Mark Thomas, Swindon Arts Centre, Old Town, 01793 524481

I was first hurled into Mark Thomas’s dissentious universe seven years ago. My date had suggested the activist cum comedian’s show for our first rendez-vous; so neither of us having actually heard of the man, we plonked ourselves down rather awkwardly on fold-up chairs at the Pleasance in Edinburgh, throwing side glances at each other and itching for Thomas to emerge and put us out of our misery.

It was make or break and thankfully, perhaps in no small part to Thomas’s natural ability to put his audience at ease, the night was a success and we are still together today. So it was with a pinch of nostalgia that we returned, in a pilgrimage of sorts to see the man whom we like to think brought us together, after a relatively poor start and haphazard courtship.

His latest crusade, or show at the Arts Centre, was intriguingly titled Trespass.

One thing you need to know about Mark Thomas is that he is relentless. He picks a cause or as he puts it a cause picks him, and he turns into a dog with a bone.
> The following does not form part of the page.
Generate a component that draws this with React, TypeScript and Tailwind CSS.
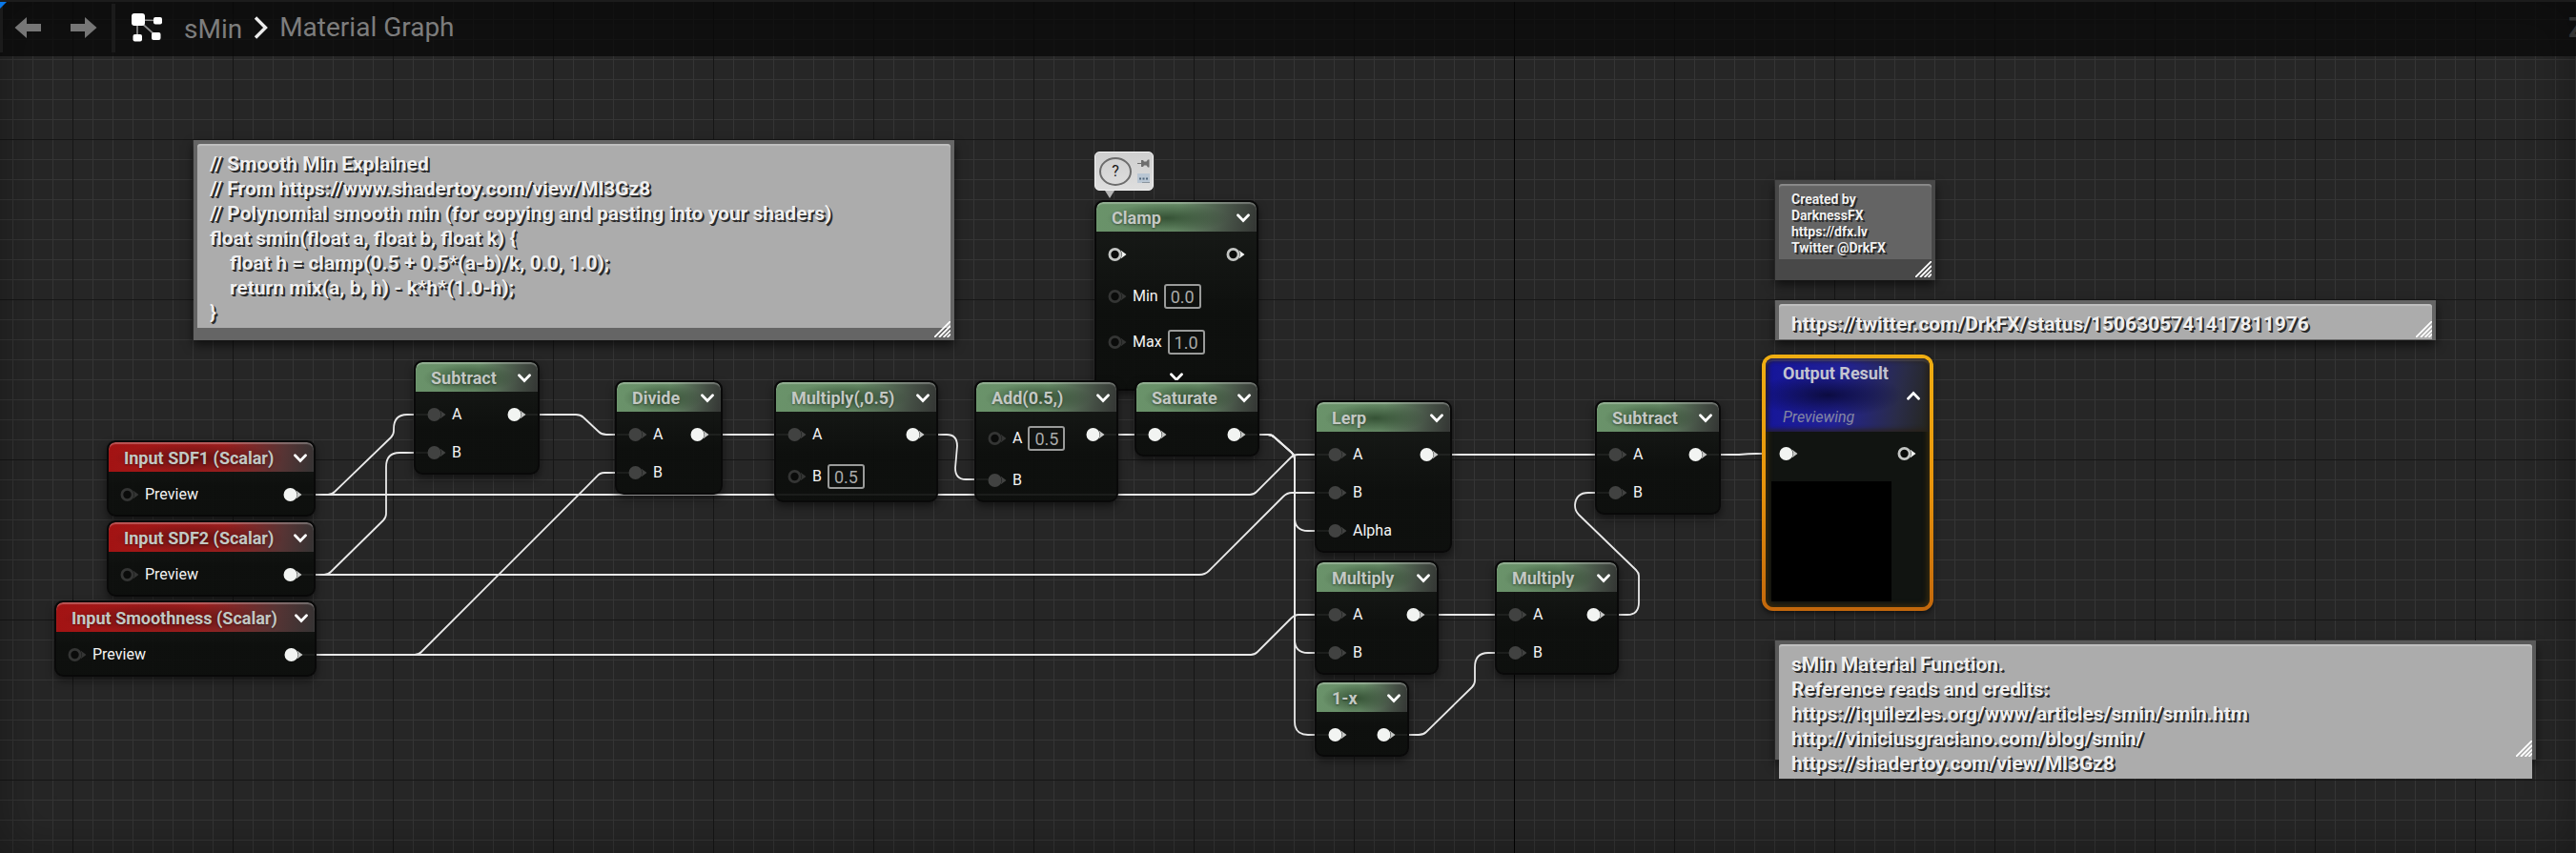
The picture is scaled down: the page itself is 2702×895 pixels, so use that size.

Given the following of fans that he has accrued over the years, it is fair to say his zeal is contagious.

His most recent act of ‘subversion’ involved single-handedly reclaiming London, its public spaces, highways and footpaths, which, he believes have being bought up by greedy corporations. Mark says that even if they don’t own them, they make damn sure to discourage anyone’s attempts to use them.

And he would know, if his tales of stand-offs with security guards outside the Royal Bank of Scotland headquarters, flouting all sorts of supposed legal bans, trespassing on to public squares, staging punk concerts on the bank of the Thames and colonising footpaths through mass ‘loitering’ are anything to go by.

Among his many achievements the campaigner and human rights champion is a consummate loiterer. He certainly enjoys extolling the virtues of his new-found hobby.

Behind the hilarious diatribes and impassioned speeches is a man on a mission, a man with an incredible gift for storytelling, unflappable convictions and undeniable powers of resilience. Years have not mollified him and he spews out harsh political and social truths with the same verve and comic flair as ever. Thomas is a rare, and let us hope not dying, breed.